A set of gh_*.py
scripts work together to produce size comparisons for PRs.
The scripts' results are presented as comments on PRs.
Note that a comment may be updated by the scripts as CI run results become available.
Note that the scripts will not create a comment for a commit if there is already a newer commit in the PR.
A size report comment consists of a title followed by one to four tables. A title looks like:
PR #12345678: Size comparison from
base-SHA
topr-SHA
The first table, if present, lists items with a large increase, according to a configurable threshold.
The next table, if present, lists all items that have increased in size.
The next table, if present, lists all items that have decreased in size.
The final table, always present, lists all items.
The original intent was to have a tool that would run after a build in CI, add its sizes to a central database, and immediately report on size changes from the parent commit in the database. Unfortunately, GitHub provides no practical place to store and share such a database between workflow actions. Instead, the process is split; builds in CI record size information in the form of GitHub artifacts, and a later step reads these artifacts to generate reports.
The gh_sizes_environment.py
script should be run once in each workflow that records sizes, after checkout and before any use of gh_sizes.py
It takes a single argument, a JSON dictionary of the github
context.
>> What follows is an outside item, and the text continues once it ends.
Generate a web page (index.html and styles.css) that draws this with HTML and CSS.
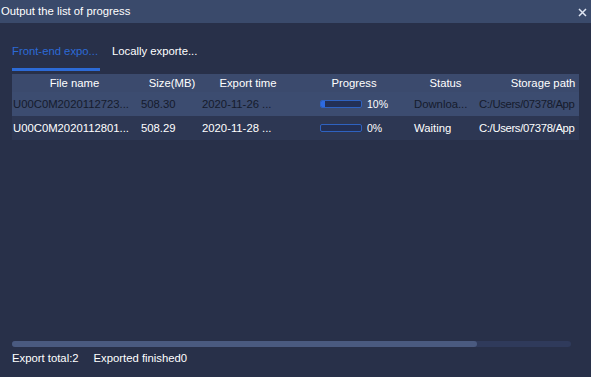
FILE: index.html
```html
<!DOCTYPE html>
<html lang="en">
<head>
  <meta charset="UTF-8">
  <title>Output the list of progress</title>
  <link rel="stylesheet" href="styles.css">
</head>
<body>
  <div class="dialog">
    <div class="title-bar">
      <span class="title">Output the list of progress</span>
      <svg class="close" width="9" height="9" viewBox="0 0 9 9"><path d="M1 1L8 8M8 1L1 8" stroke="#dfe5f2" stroke-width="1.5"/></svg>
    </div>

    <div class="content">
      <div class="tabs">
        <div class="tab active">Front-end expo...</div>
        <div class="tab">Locally exporte...</div>
      </div>

      <div class="table-wrap">
        <table class="list">
          <colgroup>
            <col style="width:125px">
            <col style="width:64px">
            <col style="width:94px">
            <col style="width:118px">
            <col style="width:65px">
            <col style="width:130px">
          </colgroup>
          <thead>
            <tr>
              <th>File name</th>
              <th>Size(MB)</th>
              <th>Export time</th>
              <th>Progress</th>
              <th>Status</th>
              <th>Storage path</th>
            </tr>
          </thead>
          <tbody>
            <tr class="selected">
              <td>U00C0M2020112723...</td>
              <td>508.30</td>
              <td>2020-11-26 ...</td>
              <td><div class="prog"><div class="bar"><div class="fill" style="width:10%"></div></div><span>10%</span></div></td>
              <td>Downloa...</td>
              <td class="path">C:/Users/07378/App</td>
            </tr>
            <tr>
              <td>U00C0M2020112801...</td>
              <td>508.29</td>
              <td>2020-11-28 ...</td>
              <td><div class="prog"><div class="bar"><div class="fill" style="width:0%"></div></div><span>0%</span></div></td>
              <td>Waiting</td>
              <td class="path">C:/Users/07378/App</td>
            </tr>
          </tbody>
        </table>
      </div>

      <div class="hscroll"><div class="thumb"></div></div>

      <div class="footer">
        <span>Export total:2</span>
        <span>Exported finished0</span>
      </div>
    </div>
  </div>
</body>
</html>
```

FILE: styles.css
```css
html, body {
  margin: 0;
  height: 100%;
}
body {
  font-family: "Liberation Sans", Arial, sans-serif;
  font-size: 11.3px;
  background-color: #283049;
  color: #ffffff;
}
.dialog {
  display: flex;
  flex-direction: column;
  height: 377px;
}
.title-bar {
  height: 23px;
  background-color: #3a4a6b;
  display: flex;
  align-items: center;
  justify-content: space-between;
  padding: 0 4px 0 1px;
  flex-shrink: 0;
}
.title {
  color: #ffffff;
  margin-top: -1px;
}
.close {
  margin-top: 1px;
}
.content {
  flex: 1;
  display: flex;
  flex-direction: column;
  padding: 0 20px 0 12px;
}
.tabs {
  display: flex;
  gap: 12px;
  margin-top: 20px;
  height: 28px;
}
.tab {
  color: #ffffff;
  padding-top: 2px;
  box-sizing: border-box;
  height: 28px;
  white-space: nowrap;
}
.tab.active {
  color: #2c6ad6;
  width: 88px;
  border-bottom: 3px solid #2c6ad6;
}
.table-wrap {
  margin-top: 3px;
  width: 567px;
  overflow: hidden;
  flex: 1;
}
.list {
  table-layout: fixed;
  border-collapse: collapse;
  width: 596px;
}
.list th {
  background-color: #3b4a6d;
  font-weight: normal;
  height: 18px;
  padding: 0;
  text-align: center;
  color: #ffffff;
}
.list td {
  height: 24px;
  padding: 0 0 0 1px;
  white-space: nowrap;
  overflow: hidden;
  background-color: #2d3753;
  color: #ffffff;
}
.list th:nth-child(2) { padding-left: 6px; }
.list tr.selected td {
  background-color: #3c4c70;
  color: #151b2c;
}
.list td:nth-child(2) { padding-left: 4px; }
.list td.path {
  letter-spacing: -0.35px;
}
.prog {
  display: flex;
  align-items: center;
  padding-left: 24px;
  gap: 5px;
}
.bar {
  width: 40px;
  height: 6px;
  border: 1px solid #2e62c0;
  background-color: #233055;
  border-radius: 2px;
  overflow: hidden;
}
.fill {
  height: 100%;
  background-color: #2e6be0;
}
.prog span {
  font-size: 10.5px;
  color: #ffffff;
}
.hscroll {
  height: 6px;
  width: 559px;
  background-color: #2f3a5b;
  border-radius: 3px;
  flex-shrink: 0;
}
.thumb {
  width: 465px;
  height: 100%;
  background-color: #4a5a80;
  border-radius: 3px;
}
.footer {
  display: flex;
  gap: 15px;
  height: 30px;
  padding-top: 5px;
  box-sizing: border-box;
  flex-shrink: 0;
}
```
Typically run as:
steps: - name: Checkout uses: actions/checkout@v3 with: submodules: true - name: Set up environment for size reports if: ${{ !env.ACT }} env: GH_CONTEXT: ${{ toJson(github) }} run: scripts/tools/memory/gh_sizes_environment.py "${GH_CONTEXT}"
The gh_sizes.py
script runs on a built binary (executable or library) and produces a JSON file containing size information.
Usage: gh_sizes.py
platform config target binary [output]
Where platform is the platform name, corresponding to a config file in scripts/tools/memory/platform/
.
Where config is a configuration identification string. This has no fixed meaning, but is intended to describe a build variation, e.g. a particular target board or debug vs release.
Where target is a readable name for the build artifact, identifying it in reports.
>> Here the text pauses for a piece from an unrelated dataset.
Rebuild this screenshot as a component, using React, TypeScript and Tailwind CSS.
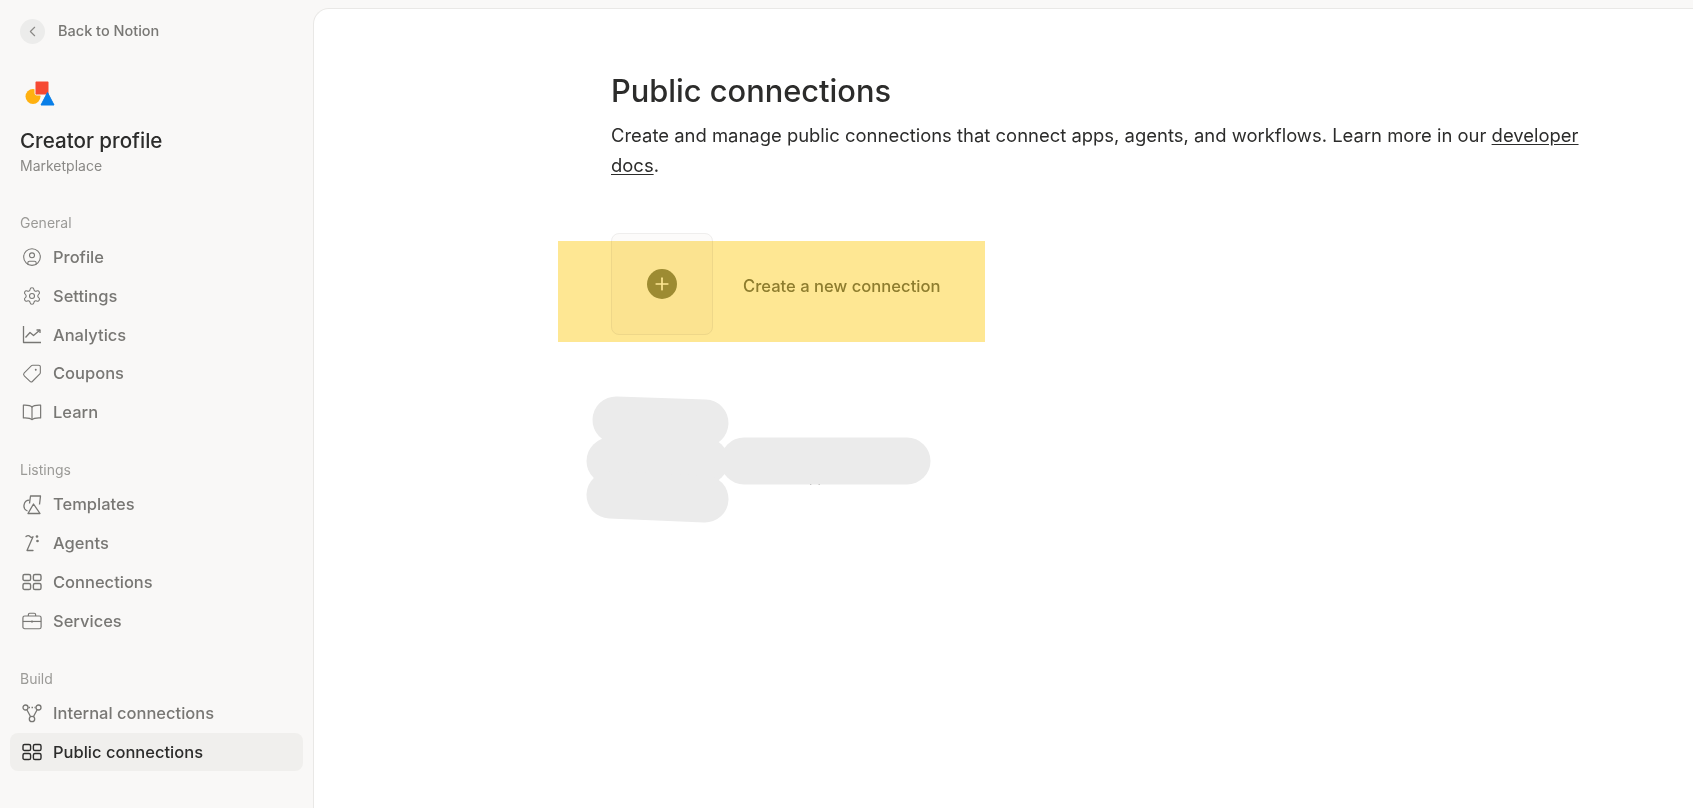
import type { ReactNode } from 'react'
import { ChevronLeft, CircleUser, Plus, Settings, Tag } from 'lucide-react'

const font = "font-['Inter','Noto_Sans',sans-serif]"

function GridIcon() {
  return (
    <svg width="20" height="20" viewBox="0 0 20 20" fill="none" stroke="currentColor" strokeWidth="1.4">
      <rect x="1" y="2.5" width="7.6" height="6" rx="1.6" />
      <rect x="11.4" y="2.5" width="7.6" height="6" rx="1.6" />
      <rect x="1" y="11.5" width="7.6" height="6" rx="1.6" />
      <rect x="11.4" y="11.5" width="7.6" height="6" rx="1.6" />
    </svg>
  )
}

function ChartIcon() {
  return (
    <svg width="20" height="20" viewBox="0 0 20 20" fill="none" stroke="currentColor" strokeWidth="1.3" strokeLinejoin="round">
      <path d="M1.5 1v16.5h17.5" />
      <path d="M3.5 12.5 8 7.5l3.5 3L18 5" />
      <path d="M14.5 5H18v3" />
    </svg>
  )
}

function BookIcon() {
  return (
    <svg width="22" height="20" viewBox="0 0 22 20" fill="none" stroke="currentColor" strokeWidth="1.3" strokeLinejoin="round">
      <path d="M11 4.500C9.500 2.800 6 2.300 1.500 2.500v14c4.500-.2 8 .3 9.500 2 1.500-1.700 5-2.200 9.500-2v-14C16 2.300 12.500 2.800 11 4.500Z" />
      <path d="M11 4.500v14" />
    </svg>
  )
}

function TemplatesIcon() {
  return (
    <svg width="20" height="20" viewBox="0 0 20 20" fill="none" stroke="currentColor" strokeWidth="1.3" strokeLinejoin="round">
      <path d="M7.500 5.200A5.600 5.600 0 0 0 5.500 16" />
      <path d="M7.500 8.500 8.500 1h10l-1 8.500" />
      <path d="M6 18.500 11.500 9l6.500 9.500Z" />
    </svg>
  )
}

function AgentsIcon() {
  return (
    <svg width="20" height="20" viewBox="0 0 20 20" fill="none" stroke="currentColor" strokeWidth="1.3" strokeLinecap="round" strokeLinejoin="round">
      <path d="M4 3.500c1.500-1.300 3-1.300 4 0 1 1.200 2 1.200 3 .2L5 17.500h6" />
      <circle cx="15" cy="3.500" r="0.700" />
      <circle cx="15.500" cy="8" r="0.700" />
    </svg>
  )
}

function BriefcaseIcon() {
  return (
    <svg width="22" height="20" viewBox="0 0 22 20" fill="none" stroke="currentColor" strokeWidth="1.3" strokeLinejoin="round">
      <rect x="1" y="4.500" width="20" height="14" rx="2" />
      <path d="M7 4.500V3a1.500 1.500 0 0 1 1.500-1.500h5A1.500 1.500 0 0 1 15 3v1.500" />
      <path d="M1 10.500h20" />
      <path d="M11 9.500v2.500" />
    </svg>
  )
}

function NodesIcon() {
  return (
    <svg width="20" height="20" viewBox="0 0 20 20" fill="none" stroke="currentColor" strokeWidth="1.3">
      <circle cx="3.500" cy="4.500" r="2.500" />
      <circle cx="16.500" cy="4.500" r="2.500" />
      <circle cx="10" cy="16" r="2.700" />
      <path d="M6.500 4.500h7" strokeDasharray="1.500 1.500" />
      <path d="M5 7l3.500 6.500M15 7l-3.500 6.500" />
    </svg>
  )
}

function NotionShapes() {
  return (
    <svg width="30" height="26" viewBox="0 0 30 26">
      <circle cx="8" cy="16.500" r="7.500" fill="#ffb110" />
      <rect x="10" y="1" width="14" height="14" rx="1.600" fill="#f64932" stroke="#f9f8f7" strokeWidth="1" />
      <path d="M22.500 12.500 29 25H16Z" fill="#097fe8" stroke="#097fe8" strokeWidth="1" strokeLinejoin="round" />
    </svg>
  )
}

function NavRow({ icon, label, active }: { icon: ReactNode; label: string; active?: boolean }) {
  return (
    <div
      className={`flex h-[38.75px] items-center gap-[11px] rounded-lg pl-3 text-[16.5px] font-medium ${
        active ? 'bg-[#f0efed] text-[#2c2c2b]' : 'text-[#787774]'
      }`}
    >
      <span className="flex w-5 justify-center">{icon}</span>
      <span>{label}</span>
    </div>
  )
}

function NavSection({ title, children }: { title: string; children: ReactNode }) {
  return (
    <div className="mb-[28.5px]">
      <p className="mb-[5px] h-5 pl-[10px] text-sm leading-5 text-[#9b9a97]">{title}</p>
      {children}
    </div>
  )
}

export default function App() {
  return (
    <div className={`${font} flex h-[808px] w-[1693px] overflow-hidden bg-[#f9f8f7] pt-2`}>
      <aside className="-mt-2 w-[313px] shrink-0 px-[10px]">
        <div className="flex h-[62px] items-center gap-[13px] pl-[10px]">
          <span className="flex h-[25px] w-[25px] items-center justify-center rounded-full bg-[#ececeb] text-[#8a8986]">
            <ChevronLeft size={17} strokeWidth={1.6} />
          </span>
          <span className="text-[14.5px] font-medium text-[#787774]">Back to Notion</span>
        </div>
        <div className="pl-[15px] pt-[18px]">
          <NotionShapes />
        </div>
        <div className="pl-[10px] pt-[21px]">
          <h2 className="text-[20.6px] leading-7 font-medium text-[#2c2c2b]">Creator profile</h2>
          <p className="mt-px text-sm leading-5 text-[#8a8986]">Marketplace</p>
        </div>
        <div className="mt-[37px]">
          <NavSection title="General">
            <NavRow icon={<CircleUser size={24} strokeWidth={1.3} />} label="Profile" />
            <NavRow icon={<Settings size={24} strokeWidth={1.3} />} label="Settings" />
            <NavRow icon={<ChartIcon />} label="Analytics" />
            <NavRow icon={<Tag size={23} strokeWidth={1.3} className="rotate-90" />} label="Coupons" />
            <NavRow icon={<BookIcon />} label="Learn" />
          </NavSection>
          <NavSection title="Listings">
            <NavRow icon={<TemplatesIcon />} label="Templates" />
            <NavRow icon={<AgentsIcon />} label="Agents" />
            <NavRow icon={<GridIcon />} label="Connections" />
            <NavRow icon={<BriefcaseIcon />} label="Services" />
          </NavSection>
          <NavSection title="Build">
            <NavRow icon={<NodesIcon />} label="Internal connections" />
            <NavRow icon={<GridIcon />} label="Public connections" active />
          </NavSection>
        </div>
      </aside>

      <main className="relative flex-1 rounded-tl-2xl border-t border-l border-[#e9e8e6] bg-white pl-[297px]">
        <h1 className="mt-[62px] text-[30.8px] leading-10 font-medium text-[#2c2c2b]">Public connections</h1>
        <p className="mt-[9px] w-[985px] text-[18.45px] leading-[30px] text-[#2c2c2b]">
          Create and manage public connections that connect apps, agents, and workflows. Learn more in our{' '}
          <span className="underline underline-offset-2">developer docs</span>.
        </p>

        <div className="mt-[53px] flex items-center gap-[30px]">
          <div className="flex h-[102px] w-[102px] items-center justify-center rounded-lg border border-[#efeeed] bg-[#fcfbfa]">
            <span className="flex h-[30px] w-[30px] items-center justify-center rounded-full bg-[#9e9956] text-white">
              <Plus size={20} strokeWidth={2} />
            </span>
          </div>
          <span className="pt-[5px] text-[16.6px] font-medium text-[#8f8a4f]">Create a new connection</span>
        </div>

        {/* yellow highlighter stroke over the card */}
        <div className="absolute top-[232px] left-[244px] h-[101px] w-[427px] bg-[#fee793] mix-blend-multiply" />

        {/* scribbled out row below the card */}
        <p className="absolute top-[458px] left-[495px] text-sm text-[#787774]">pp</p>
        <svg className="absolute top-[380px] left-[261px]" width="400" height="150" fill="none" stroke="#ebebeb" strokeWidth="47" strokeLinecap="round">
          <path d="M41 31 L130 34" />
          <path d="M35 72 L130 72" />
          <path d="M35 106 L130 110" />
          <path d="M169 72 L332 72" />
        </svg>
      </main>
    </div>
  )
}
Where binary is the input build artifact.
Where output is the name for the output JSON file, or a directory for it, in which case the name will be platform-
config_name-
target_name-sizes.json
.
Example:
scripts/tools/memory/gh_sizes.py \ linux arm64 thermostat-no-ble \ out/linux-arm64-thermostat-no-ble/thermostat-app \ /tmp/bloat_reports/
The JSON files generated by gh_sizes.py
must be uploaded with an artifact name of a very specific form in order to be processed correctly.
Example:
Size,Linux-Examples,${{ env.GH_EVENT_PR }},${{ env.GH_EVENT_HASH }},${{ env.GH_EVENT_PARENT }},${{ github.event_name }}
Other builds must replace Linux-Examples
with a label unique to the workflow, but otherwise use the form exactly.
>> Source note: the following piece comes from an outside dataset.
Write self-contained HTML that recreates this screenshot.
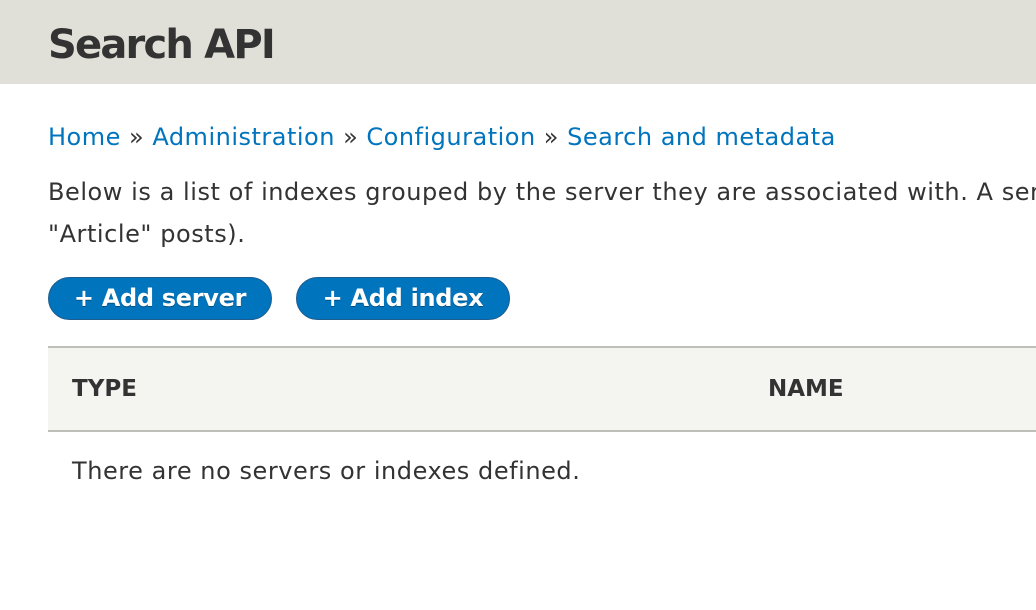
<!DOCTYPE html>
<html><head><meta charset="utf-8"><style>
body{margin:0;width:1036px;height:610px;overflow:hidden;background:#fff;font-family:"DejaVu Sans","Liberation Sans",sans-serif;color:#333}
.hdr{position:absolute;left:0;top:0;width:1036px;height:84px;background:#e0e0d8}
.hdr h1{position:absolute;left:48px;top:22px;margin:0;font-size:40px;font-weight:bold;color:#333;white-space:nowrap;letter-spacing:-1.8px}
.bc{position:absolute;left:48px;top:123px;font-size:24px;white-space:nowrap;color:#333;letter-spacing:0.5px}
.bc a{color:#0074bd;text-decoration:none}
.p{position:absolute;left:48px;font-size:24px;white-space:nowrap;letter-spacing:0.55px}
.btn{position:absolute;top:277px;height:41px;border:1px solid #1e5c90;border-radius:22px;background:#0074bd;color:#fff;font-weight:bold;font-size:24px;line-height:41px;text-align:center;box-sizing:content-box;white-space:nowrap;text-shadow:0 1px 0 #004f80;letter-spacing:-0.3px}
.th{position:absolute;left:48px;top:346px;width:988px;height:82px;background:#f4f4f0;border-top:2px solid #bfbfba;border-bottom:2px solid #bfbfba}
.th span{position:absolute;top:28px;font-size:23px;font-weight:bold;color:#333}
</style></head><body>
<div class="hdr"><h1>Search API</h1></div>
<div class="bc"><a>Home</a> » <a>Administration</a> » <a>Configuration</a> » <a>Search and metadata</a></div>
<div class="p" style="top:178px">Below is a list of indexes grouped by the server they are associated with. A server</div>
<div class="p" style="top:220px">"Article" posts).</div>
<div class="btn" style="left:48px;width:222px">+ Add server</div>
<div class="btn" style="left:296px;width:212px">+ Add index</div>
<div class="th"><span style="left:24px">TYPE</span><span style="left:720px">NAME</span></div>
<div class="p" style="left:72px;top:457px">There are no servers or indexes defined.</div>
</body></html>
Run a periodic workflow calling gh_report.py
to generate PR comments. This script has full --help
, but normal use is probably best illustrated by an example:
scripts/tools/memory/gh_report.py \ --verbose \ --report-increases 0.2 \ --report-pr \ --github-comment \ --github-limit-artifact-pages 50 \ --github-limit-artifacts 500 \ --github-limit-comments 20 \ --github-repository project-chip/connectedhomeip \ --github-api-token "${{ secrets.GITHUB_TOKEN }}"
Notably, the --report-increases
flag provides a percent growth threshold for calling out ‘large’ increases in GitHub comments.
When this script successfully posts a comment on a GitHub PR, it removes the corresponding PR artifact(s) so that a future run will not process it again and post the same comment. Only PR artifacts are removed, not push (trunk) artifacts, since those may be used as a comparison base by many different PRs.
It can be useful to keep a permanent record of build sizes.
gh_db_load.py
To update an SQLite file of trunk commit sizes, periodically run:
gh_db_load.py \ --repo project-chip/connectedhomeip \ --token ghp_ThIsIsNoTMyReAlGiThUbToKeNSoDoNoTtRy \ --db /path/to/database
Those interested in only a single platform can add the --github-label
option, providing the same name as in the size artifact name after Size,
(e.g. Linux-Examples
in the upload example above).
See --help
for additional options.
Note: Transient 4xx and 5xx errors from GitHub's API are very common. Run gh_db_load.py
frequently enough to give it several attempts before the relevant artifacts expire.
gh_db_query.py
While the database can of course be used directly, the gh_db_query.py
script provides a handful of common queries.
Note that this script (like others that show tables) has an --output-format
option offering (among others) CSV, several JSON formats, and any text format provided by tabulate.
Two notable options:
--query-build-sizes PLATFORM,CONFIG,TARGET
lists sizes for all builds of the given kind, with a column for each section.--query-section-changes PLATFORM,CONFIG,TARGET,SECTION
lists changes for the given section. The --report-increases PERCENT
option limits this to changes over a given threshold (as is done for PR comments).(To find out what PLATFORM, CONFIG, TARGET, and SECTION exist: --query-platforms
, then --query-platform-targets=PLATFORM
and --query-platform-sections=PLATFORM
.)
See --help
for additional options.